Est-ce à dire pourtant que ces questions sont vraiment essentielles ? Probablement pas. Il ne saurait y avoir de réelle objectivité dans l’évaluation de la pertinence d’une question, parce que ne pourrait être que relativement à un contexte donné, et que ce contexte est lui-même en parti subjectif, dépendant des intuitions des uns et des autres. Au fond, je pense que chacun sait – ou devrait savoir – que la question qu’il se pose, même avec tant de force, n’est pas vraiment la question fondamentale. Cela peut d’ailleurs l’inciter à garder une oreille attentive et l’esprit ouvert à d’autres questions qui pourraient se présenter, et qui porteraient plus loin, ou bien contourneraient le problème opportunément, ou bien simplement mèneraient tout à fait ailleurs, mais peut-être sur une voie plus riche encore. Il n’est jamais bon de s’accrocher à un problème : la rigidité d’esprit est souvent le principal obstacle au progrès personnel ou collectif.
Plus généralement, il me semble que chaque question cruciale qui émerge (à un moment donné, dans un lieu et dans un contexte donnés, pour une personne ou un groupe de personnes donné) n’est jamais qu’une question intermédiaire, qu’on suppose pouvoir nous conduire à quelque chose de plus fondamental, de plus vaste, de plus essentiel pour nous. Peut-être y a-t-il une question ultime, mais d’une certaine façon nous estimons qu’une telle question n’est pas inaccessible directement, ou bien (ce qui revient au même) que nous ne sommes pas prêts pour l’affronter, ou simplement la comprendre. Alors nous cheminons, et ce chemin nous mène de question cruciale en question cruciale, sur une route souvent sinueuse, et pouvant présenter de nombreux embranchements, tantôt divergents, tantôt convergents.
C’est ainsi qu’à un moment donné sur la planète, les questions que se posent les gens peuvent être très diverses, d’une civilisation à l’autre, d’une culture à l’autre, et même d’une personne à l’autre au sein de la même société. L’un va se demander avec ardeur quel peut bien être le sens de tel rêve qui lui a semblé particulièrement signifiant, quand l’autre considérera que ça n’a pas la moindre importance, que cela relève du hasard, ou d’une contingence insignifiante. Inversement, ce dernier pourra se demander pourquoi telle fleur a treize pétales exactement, alors le premier se contentera parfaitement d’un simple « c’est comme ça »… Un autre se demandera pourquoi le morceau de journal qu’il vient de trouver par terre porte un bout de titre « …TTENTIO… AUX ARR… » et le numéro de page 6, alors que nous sommes le 6 juin, et qu’il y a justement 6 lettres à son nom et à son prénom, et trouvera totalement saugrenu que son voisin s’interroge sur le fait que l’espace ait trois dimensions, plutôt que 7 ou 16.

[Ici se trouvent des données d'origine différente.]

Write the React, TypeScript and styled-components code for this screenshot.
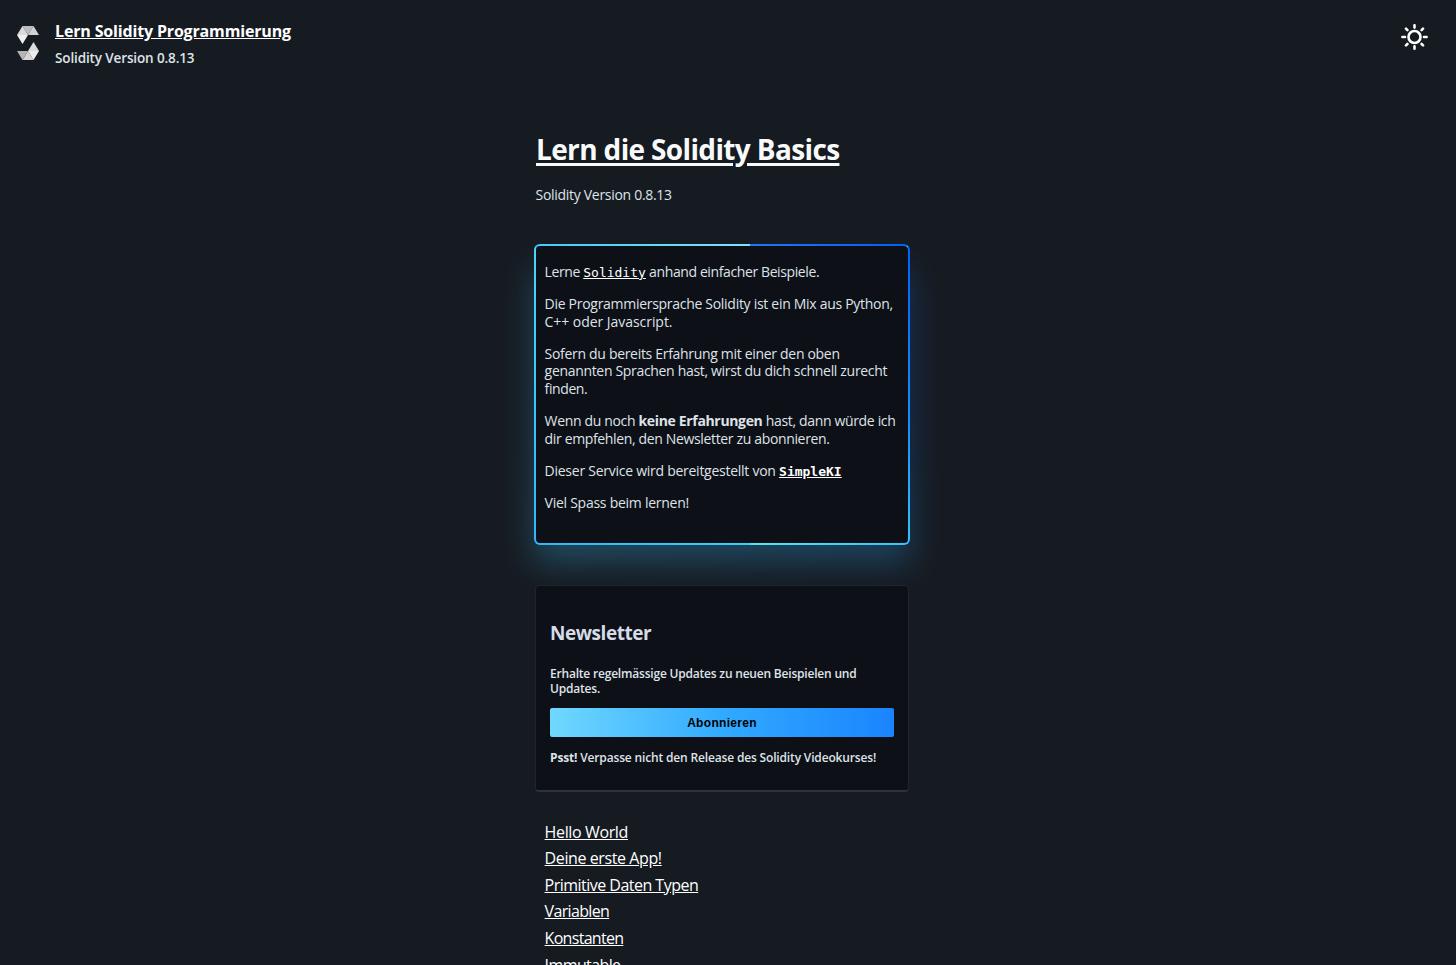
import React, { FC } from 'react';
import styled, { createGlobalStyle } from 'styled-components';

const GlobalStyle = createGlobalStyle`
  html, body {
    margin: 0;
    height: 965px;
    overflow: hidden;
    background-color: #161b22;
  }
`;

const Page = styled.div`
  box-sizing: border-box;
  height: 965px;
  overflow: hidden;
  background-color: #161b22;
  color: #dfe3e8;
  font-family: 'Open Sans', 'Noto Sans', sans-serif;
`;

const Header = styled.header`
  box-sizing: border-box;
  display: flex;
  justify-content: space-between;
  height: 110px;
  padding: 21px 28px 0 17px;
`;

const Brand = styled.div`
  display: flex;
`;

const Logo = styled.svg`
  width: 22px;
  height: 34px;
  margin: 5px 16px 0 0;
`;

const BrandText = styled.div`
  display: flex;
  flex-direction: column;
`;

const Line = styled.span<{ $spacing?: number }>`
  display: block;
  width: max-content;
  white-space: nowrap;
  letter-spacing: ${(props) => props.$spacing || 0}px;
`;

const BrandLink = styled.a`
  height: 28px;
  font-size: 16px;
  font-weight: 700;
  line-height: 20px;
  color: #fff;
  text-decoration: underline;
`;

const BrandVersion = styled.div`
  font-size: 13.5px;
  font-weight: 600;
  line-height: 18px;
`;

const Sun = styled.svg`
  width: 27px;
  height: 27px;
  margin-top: 3px;
`;

const Main = styled.main`
  box-sizing: border-box;
  width: 376px;
  margin-left: 534px;
  isolation: isolate;
`;

const Title = styled.h1`
  height: 38px;
  margin: 20px 0 0 2px;
  font-size: 28px;
  font-weight: 700;
  line-height: 38px;
  color: #f9fafb;
  text-decoration: underline;
  text-decoration-thickness: 3px;
  text-underline-offset: 3px;
`;

const Version = styled.div`
  margin: 17px 0 0 1.6px;
  font-size: 14px;
  line-height: 20px;
`;

const GlowCard = styled.section`
  position: relative;
  box-sizing: border-box;
  height: 301px;
  margin-top: 39px;
  padding: 2px;
  border-radius: 6px;
  background:
    linear-gradient(90deg, #48c8fa, #78e6fa) left top / 216px 2px no-repeat,
    linear-gradient(90deg, #1d78f8, #0060f8) right top / 160px 2px no-repeat,
    linear-gradient(180deg, #4cd4fc, #34b4fc) left top / 2px 100% no-repeat,
    linear-gradient(180deg, #0062fc, #1a8cfc 60%, #34c4fc) right top / 2px 100% no-repeat,
    linear-gradient(90deg, #34b4fc, #38d0f8 57%, #58e4f0 58%, #34c4fc) left bottom / 100% 2px no-repeat,
    #34b4fc;

  &::after {
    content: '';
    position: absolute;
    top: 28px;
    right: 0;
    bottom: -18px;
    left: 0;
    z-index: -1;
    background:
      linear-gradient(0deg, rgba(60, 180, 220, 0.6), rgba(60, 180, 220, 0) 45%),
      linear-gradient(90deg, #34a8d8, #1668d0);
    filter: blur(16px);
    opacity: 0.32;
  }
`;

const Intro = styled.div`
  box-sizing: border-box;
  height: 297px;
  padding: 16.6px 8.6px 0;
  border-radius: 4px;
  background-color: #0d1017;
  font-size: 14px;
  line-height: 17.7px;
`;

const Paragraph = styled.p`
  margin: 0 0 14.5px;
`;

const CodeLink = styled.a<{ $bold?: boolean }>`
  font-family: 'DejaVu Sans Mono', monospace;
  font-size: 13px;
  line-height: 1;
  letter-spacing: 0;
  font-weight: ${(props) => (props.$bold ? 700 : 400)};
  color: #fff;
  text-decoration: underline;
`;

const Newsletter = styled.section`
  box-sizing: border-box;
  width: 374px;
  height: 207px;
  margin: 40px 0 0 1px;
  padding: 34px 14px 0;
  border: 1px solid #20252d;
  border-bottom: 2px solid #2d323b;
  border-radius: 4px;
  background-color: #0d1017;
  font-size: 12px;
  font-weight: 600;
  line-height: 15px;

  b {
    font-weight: 700;
  }
`;

const NewsTitle = styled.h2`
  margin: 0 0 20px;
  font-size: 19px;
  font-weight: 700;
  line-height: 26px;
  color: #d5dce8;
`;

const Subscribe = styled.button`
  display: flex;
  align-items: center;
  justify-content: center;
  width: 344px;
  height: 29px;
  margin: 12px 0 13px;
  padding: 0;
  border: 0;
  border-radius: 2px;
  background: linear-gradient(90deg, #70d8ff, #32aaff 50%, #1a84ff);
  color: #000;
  font-family: 'Liberation Sans', Arial, sans-serif;
  font-size: 12px;
  font-weight: 700;
`;

const Examples = styled.nav`
  display: flex;
  flex-direction: column;
  margin: 26.6px 0 0 10.6px;
`;

const ExampleLink = styled.a`
  height: 26.6px;
  font-size: 16px;
  line-height: 27px;
  color: #fff;
  text-decoration: underline;
`;

const examples = [
  { title: 'Hello World', spacing: -0.37 },
  { title: 'Deine erste App!', spacing: -0.4 },
  { title: 'Primitive Daten Typen', spacing: -0.52 },
  { title: 'Variablen', spacing: -0.66 },
  { title: 'Konstanten', spacing: -0.7 },
  { title: 'Immutable', spacing: -0.6 },
];

const SolidityLogo: FC = () => (
  <Logo viewBox="0 0 22 34">
    <path d="M5.5 0h11L11 9z" fill="#bdbdbd" />
    <path d="M5.5 0 11 9H0z" fill="#dadada" />
    <path d="M16.5 0 22 9H11z" fill="#d2d2d2" />
    <path d="M0 9h11L5.5 18z" fill="#f0f0f0" />
    <path d="M16.5 34h-11L11 25z" fill="#d4d4d4" />
    <path d="M16.5 34 11 25h11z" fill="#ededed" />
    <path d="M5.5 34 0 25h11z" fill="#b4b4b4" />
    <path d="M22 25H11l5.5-9z" fill="#dcdcdc" />
  </Logo>
);

const SunIcon: FC = () => (
  <Sun viewBox="0 0 27 27" fill="none" stroke="#fff" strokeWidth="2.6" strokeLinecap="round">
    <circle cx="13.5" cy="13" r="6" />
    <path d="M13.5 1.2v2.4M13.5 22.4v2.4M1.4 13h2.6M23 13h2.6M5 4.7l1.4 1.4M20.6 20l1.4 1.4M5 21.4 6.4 20M20.6 6.1 22 4.7" />
  </Sun>
);

const App: FC = () => {
  return (
    <>
      <GlobalStyle />
      <Page>
        <Header>
          <Brand>
            <SolidityLogo />
            <BrandText>
              <BrandLink>
                <Line $spacing={-0.16}>Lern Solidity Programmierung</Line>
              </BrandLink>
              <BrandVersion>
                <Line $spacing={-0.13}>Solidity Version 0.8.13</Line>
              </BrandVersion>
            </BrandText>
          </Brand>
          <SunIcon />
        </Header>
        <Main>
          <Title>
            <Line $spacing={-0.64}>Lern die Solidity Basics</Line>
          </Title>
          <Version>
            <Line $spacing={-0.3}>Solidity Version 0.8.13</Line>
          </Version>
          <GlowCard>
            <Intro>
              <Paragraph>
                <Line $spacing={-0.39}>
                  Lerne <CodeLink>Solidity</CodeLink> anhand einfacher Beispiele.
                </Line>
              </Paragraph>
              <Paragraph>
                <Line $spacing={-0.29}>Die Programmiersprache Solidity ist ein Mix aus Python,</Line>
                <Line $spacing={-0.05}>C++ oder Javascript.</Line>
              </Paragraph>
              <Paragraph>
                <Line $spacing={-0.31}>Sofern du bereits Erfahrung mit einer den oben</Line>
                <Line $spacing={-0.32}>genannten Sprachen hast, wirst du dich schnell zurecht</Line>
                <Line $spacing={-0.4}>finden.</Line>
              </Paragraph>
              <Paragraph>
                <Line $spacing={-0.34}>
                  Wenn du noch <b>keine Erfahrungen</b> hast, dann würde ich
                </Line>
                <Line $spacing={-0.35}>dir empfehlen, den Newsletter zu abonnieren.</Line>
              </Paragraph>
              <Paragraph>
                <Line $spacing={-0.26}>
                  Dieser Service wird bereitgestellt von <CodeLink $bold>SimpleKI</CodeLink>
                </Line>
              </Paragraph>
              <Paragraph>
                <Line $spacing={-0.26}>Viel Spass beim lernen!</Line>
              </Paragraph>
            </Intro>
          </GlowCard>
          <Newsletter>
            <NewsTitle>
              <Line $spacing={-0.45}>Newsletter</Line>
            </NewsTitle>
            <Line $spacing={-0.2}>Erhalte regelmässige Updates zu neuen Beispielen und</Line>
            <Line $spacing={-0.2}>Updates.</Line>
            <Subscribe>
              <Line $spacing={0.3}>Abonnieren</Line>
            </Subscribe>
            <Line $spacing={-0.16}>
              <b>Psst!</b> Verpasse nicht den Release des Solidity Videokurses!
            </Line>
          </Newsletter>
          <Examples>
            {examples.map((example) => (
              <ExampleLink key={example.title}>
                <Line $spacing={example.spacing}>{example.title}</Line>
              </ExampleLink>
            ))}
          </Examples>
        </Main>
      </Page>
    </>
  );
};

export default App;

Il n’est pas rare de voir les uns sourire – voire s’offusquer ! – des questions que se posent les autres.
Ils ont tort, assurément ! Mais, obnubilé par ses propres « questions cruciales », chacun considère que celui qui ne se les pose pas est un ignorant – soit qu’il ne voie pas que ses questions sont en réalité stupides, soit qu’il n’aie pas l’intelligence ou la connaissance lui permettant de voir que celles-ci sont plus profondes que celles-là.
Sans doute est-ce la rançon de la fièvre avec laquelle nous tendons à nous poser les questions que nous jugeons capitales, et sans doute cette fièvre a-t-elle aussi son utilité, puisqu’elle nous enjoint à consacrer une attention et des efforts considérables à son étude, laquelle est bel et bien susceptible de nous faire avancer – et même, dans certains cas (rares, hélas !), de faire avancer de nombreuses personnes. Mais lorsque les tensions montent entre les uns et les autres, voire en nous-mêmes, il est peut-être bon de se souvenir un peu de la relativité foncière des questions particulières, et même des problématiques générales. L’étymologie du verbe « obnubiler » devrait pouvoir nous y aider 😉 Le latin « obnubilare » signifie « recouvrir de nuages » (comme dans nébuleux…) : à coup sûr, de quoi nous empêcher d’y voir clair !
Et si nous avons momentanément des centres d’intérêt divergents, sans doute n’est-il pas inutile non plus de considérer que nous avons probablement tous, au fond, les mêmes interrogations essentielles, ou peut-être – qui sait ? – la même question ultime (s’il y en a une), qui pourrait être quelque chose comme « qui suis-je ? », ou bien « qu’est-ce que la réalité ? », « qu’est-ce que la conscience », ou plus sûrement encore : « que veut dire être ? ».
Ces questions sont sans doute au cœur de la nature humaine, voire de la conscience, au sens le plus général qui soit. Elles me rappellent en tout cas la devise inégalable des Humains Associés : « n’allons pas vers ce qui nous divise, mais vers ce qui nous unit ! »…
ET
la demande de sens n’est exigée que par la pensée conditionnée qui justifie par là son caractère erratique, elle s’occupe d’une certaine manière…avec des choses qu’elle estimera toujours fondamentales, c’est clair.
pour paraphraser, la vie est…sans pourquoi ni comment.